Timing matters. Most adults become contagious the day before symptoms appear, which means you can spread the virus before you even know you’re sick. Infectiousness peaks during the first three to four days of illness and is higher in people running a fever. Viral shedding typically continues for five to seven days after symptoms begin.

The Incubation Period

After exposure, symptoms usually appear within one to four days. That short incubation period, combined with the fact that people are contagious before they feel ill, is a big part of why the flu spreads so efficiently through workplaces, schools, and households.

Why You Can Get the Flu More Than Once

Influenza viruses change constantly through two distinct processes. The first, called antigenic drift, involves small, ongoing mutations in the genes that code for the virus’s surface proteins. These gradual tweaks mean the version of the flu your immune system learned to recognize last year may look different enough this year to slip past your defenses. Drift is the reason flu vaccine formulas are reviewed and updated every year for both the Northern and Southern Hemispheres.

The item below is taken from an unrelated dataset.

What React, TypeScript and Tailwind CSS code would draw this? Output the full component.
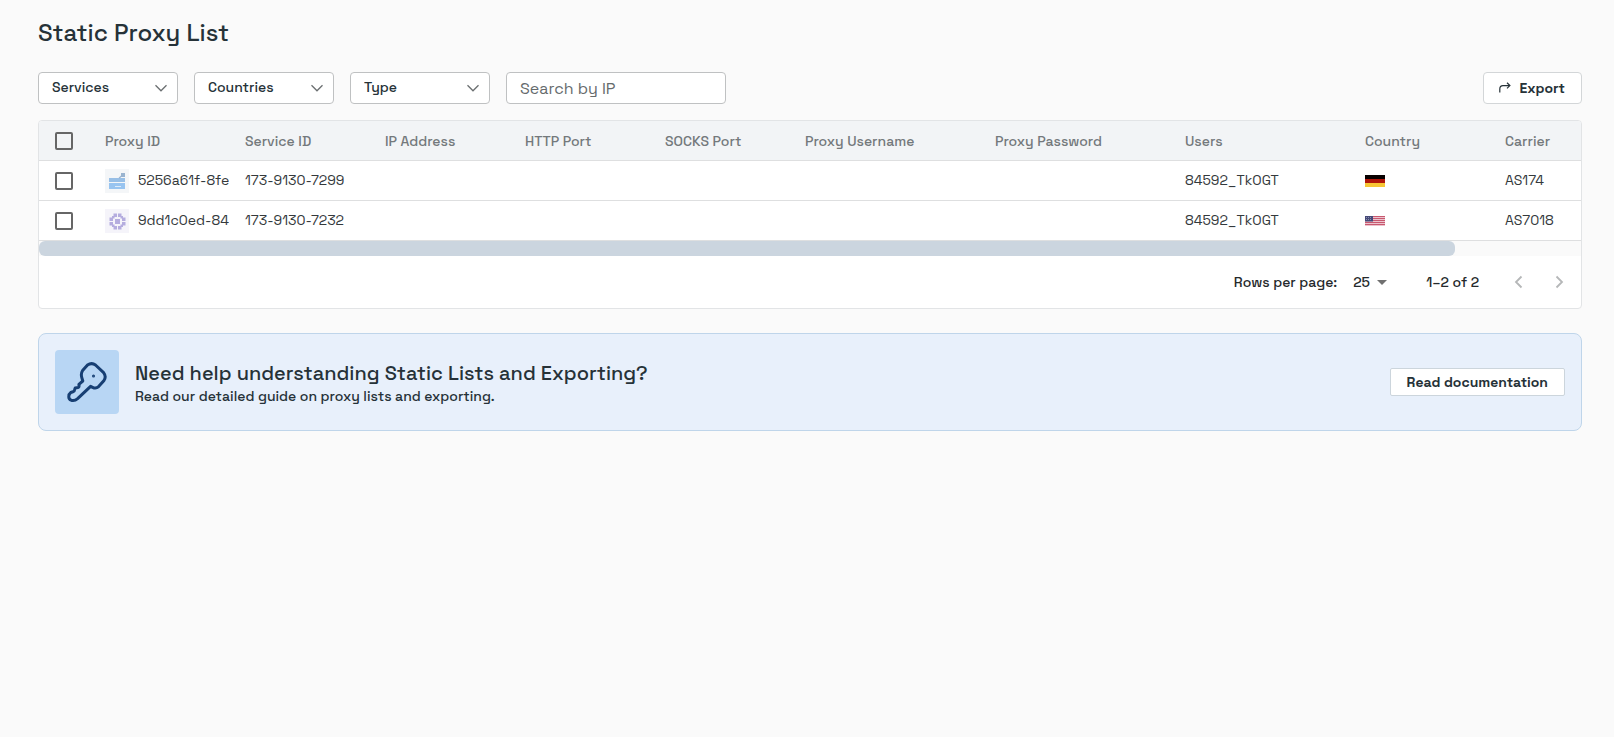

The second process, antigenic shift, is far more dramatic and far less common. Shift happens when an influenza A virus undergoes an abrupt, major change, picking up entirely new surface proteins. This can occur when a flu virus from birds or pigs acquires the ability to infect humans. Because the resulting virus is so different from anything people have encountered before, most of the population has little or no immunity. Antigenic shift is what triggers pandemics. There have been four flu pandemics in the past 100 years, including the 2009 H1N1 pandemic.

Animal Reservoirs and Crossover Risk

Wild aquatic birds are the natural reservoir for influenza A viruses, which makes the virus impossible to eradicate. From waterfowl, influenza A can spill over into domestic poultry, pigs, horses, and dogs. Each host species tends to circulate its own adapted strains, but the virus occasionally jumps to humans. Avian influenza strains like H5 and H7N9 have infected people who had direct contact with infected birds, whether through handling, slaughtering, or visiting live bird markets. Swine influenza viruses pose a similar risk for people who work closely with pigs or visit places where pigs are exhibited.

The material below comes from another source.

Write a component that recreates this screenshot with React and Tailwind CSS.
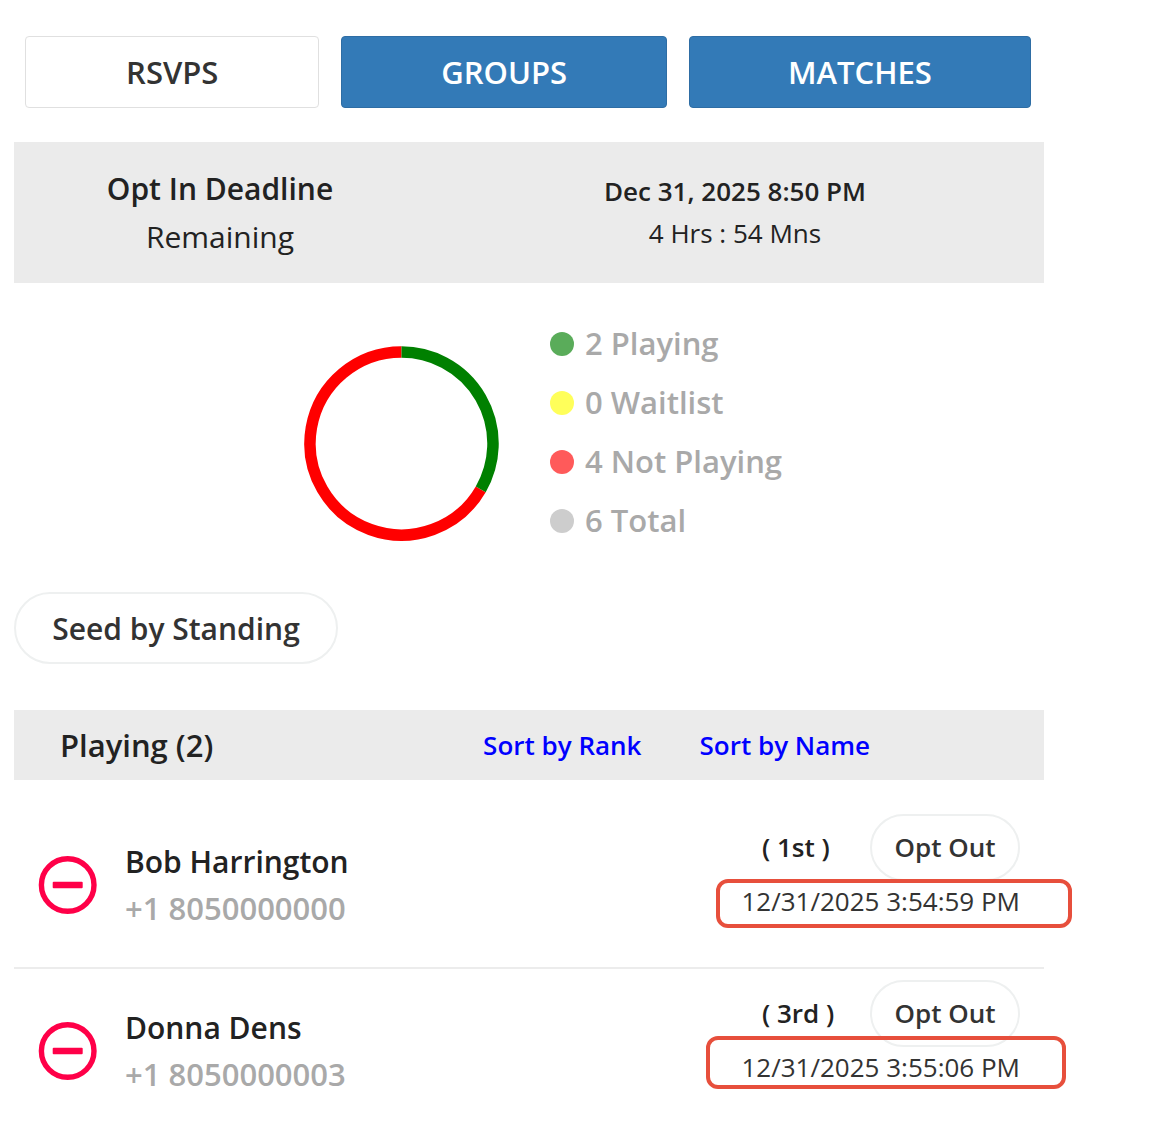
import React from "react";

const tabs = [
  {
    label: "RSVPS",
    className: "flex-[294_1_0%] bg-white border-[#e0e0e0] text-[#333333]",
  },
  {
    label: "GROUPS",
    className: "flex-[325_1_0%] bg-[#337ab7] border-[#2e6da4] text-white",
  },
  {
    label: "MATCHES",
    className: "flex-[342_1_0%] bg-[#337ab7] border-[#2e6da4] text-white",
  },
];

const legend = [
  { text: "2 Playing", dot: "bg-[#5aac5a]" },
  { text: "0 Waitlist", dot: "bg-[#ffff5a]" },
  { text: "4 Not Playing", dot: "bg-[#ff5a5a]" },
  { text: "6 Total", dot: "bg-[#cdcdcd]" },
];

const players = [
  {
    name: "Bob Harrington",
    phone: "+1 8050000000",
    rank: "( 1st )",
    time: "12/31/2025 3:54:59 PM",
    highlight: "-left-6 -right-[52px] -top-0.5 -bottom-[7px]",
  },
  {
    name: "Donna Dens",
    phone: "+1 8050000003",
    rank: "( 3rd )",
    time: "12/31/2025 3:55:06 PM",
    highlight: "-left-[34px] -right-[46px] -top-[11px] -bottom-0.5",
  },
];

const RsvpChart = () => (
  <svg
    viewBox="0 0 195 195"
    className="w-[195px] h-[195px] shrink-0"
    fill="none"
    strokeWidth="11.5"
    role="img"
    aria-label="RSVP chart"
  >
    <path d="M176.74 143.25A91.5 91.5 0 1 1 97.5 6" stroke="#ff0000" />
    <path d="M97.5 6A91.5 91.5 0 0 1 176.74 143.25" stroke="#008000" />
  </svg>
);

const PlayerRow = ({ player }) => (
  <li className="flex items-start justify-between h-[166px] last:h-[140px] pt-[11px] px-6 border-b-2 border-[#ececec] last:border-b-0">
    <div className="flex items-start">
      <button
        type="button"
        aria-label={`Remove ${player.name}`}
        className="mt-[41px] mr-[27px] cursor-pointer"
      >
        <svg viewBox="0 0 60 60" className="w-[60px] h-[60px]" fill="none">
          <circle cx="29.7" cy="30" r="26.3" stroke="#ff0048" strokeWidth="5.4" />
          <rect x="14.7" y="26.8" width="30" height="6.4" rx="1" fill="#ff0048" />
        </svg>
      </button>
      <div className="pt-6 leading-[47px] font-semibold">
        <p className="text-[30px] text-[#222222]">{player.name}</p>
        <p className="text-[31px] text-[#a9a9a9]">{player.phone}</p>
      </div>
    </div>
    <div className="w-[280px] text-[26px]">
      <div className="flex items-center justify-between pl-[22px]">
        <span className="font-semibold text-[#222222]">{player.rank}</span>
        <button
          type="button"
          className="w-[150px] h-[67px] rounded-full border-2 border-[#eef0f0] font-semibold text-[#333333] cursor-pointer"
        >
          Opt Out
        </button>
      </div>
      <div className="relative text-right whitespace-nowrap leading-10 text-[#333333]">
        {player.time}
        <div
          className={`absolute border-4 border-[#e74f3c] rounded-xl ${player.highlight}`}
        />
      </div>
    </div>
  </li>
);

const App = () => {
  return (
    <div className="bg-white pt-9 pl-3.5 pr-[107px] font-['Open_Sans','Noto_Sans',sans-serif]">
      <nav className="flex gap-[22px] pl-[11px] pr-[13px]">
        {tabs.map((tab) => (
          <button
            key={tab.label}
            type="button"
            className={`h-[72px] rounded-sm border text-[31px] font-semibold cursor-pointer ${tab.className}`}
          >
            {tab.label}
          </button>
        ))}
      </nav>

      <section className="flex items-center mt-[34px] h-[141px] bg-[#ebebeb] text-center text-[#222222]">
        <div className="w-2/5 text-[30px] leading-[48px]">
          <p className="font-semibold">Opt In Deadline</p>
          <p>Remaining</p>
        </div>
        <div className="w-3/5 pb-0.5 text-[26px] leading-[42px]">
          <p className="font-semibold">Dec 31, 2025 8:50 PM</p>
          <p>4 Hrs : 54 Mns</p>
        </div>
      </section>

      <section className="flex justify-center items-center gap-[51px] mt-[31px] pl-7">
        <div className="pt-[22px]">
          <RsvpChart />
        </div>
        <ul>
          {legend.map((item) => (
            <li
              key={item.text}
              className="flex items-center gap-[11px] h-[59px] text-[31px] font-semibold text-[#a9a9a9]"
            >
              <span className={`w-6 h-6 rounded-full ${item.dot}`} />
              {item.text}
            </li>
          ))}
        </ul>
      </section>

      <button
        type="button"
        className="mt-[42px] h-[72px] w-[324px] rounded-full border-2 border-[#eef0f0] text-[30px] font-semibold text-[#333333] cursor-pointer"
      >
        Seed by Standing
      </button>

      <section className="mt-[46px]">
        <div className="flex items-center h-[70px] pl-[46px] bg-[#ebebeb] text-[26px] font-semibold">
          <h2 className="w-[43%] text-[31px] text-[#222222]">Playing (2)</h2>
          <a href="#rank" className="w-[22%] text-[#0000ff]">
            Sort by Rank
          </a>
          <a href="#name" className="text-[#0000ff]">
            Sort by Name
          </a>
        </div>
        <ul className="pt-[23px]">
          {players.map((player) => (
            <PlayerRow key={player.name} player={player} />
          ))}
        </ul>
      </section>
    </div>
  );
};

export default App;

These crossover events don’t typically lead to sustained human-to-human transmission, but they’re closely monitored because any one of them could spark the next antigenic shift. Properly cooked poultry and eggs do not transmit avian flu viruses.

How the Virus Sets Up Secondary Infections

One of the more dangerous things about influenza isn’t the virus itself but what it leaves behind. The virus damages the lining of the respiratory tract in two ways: it directly kills epithelial cells, and it triggers inflammatory immune cells that cause further destruction. It also degrades the mucus layer that normally traps bacteria before they can reach deeper tissue.

As the lungs begin to heal, which can take several weeks, there’s a window of heightened vulnerability. Opportunistic bacteria that normally live harmlessly in the upper airways, particularly Streptococcus pneumoniae and Staphylococcus aureus, can take advantage of the weakened barrier and suppressed local immune defenses to cause secondary bacterial pneumonia. This complication is one of the leading causes of serious illness and death during flu seasons, and it was a major factor in the mortality of past pandemics.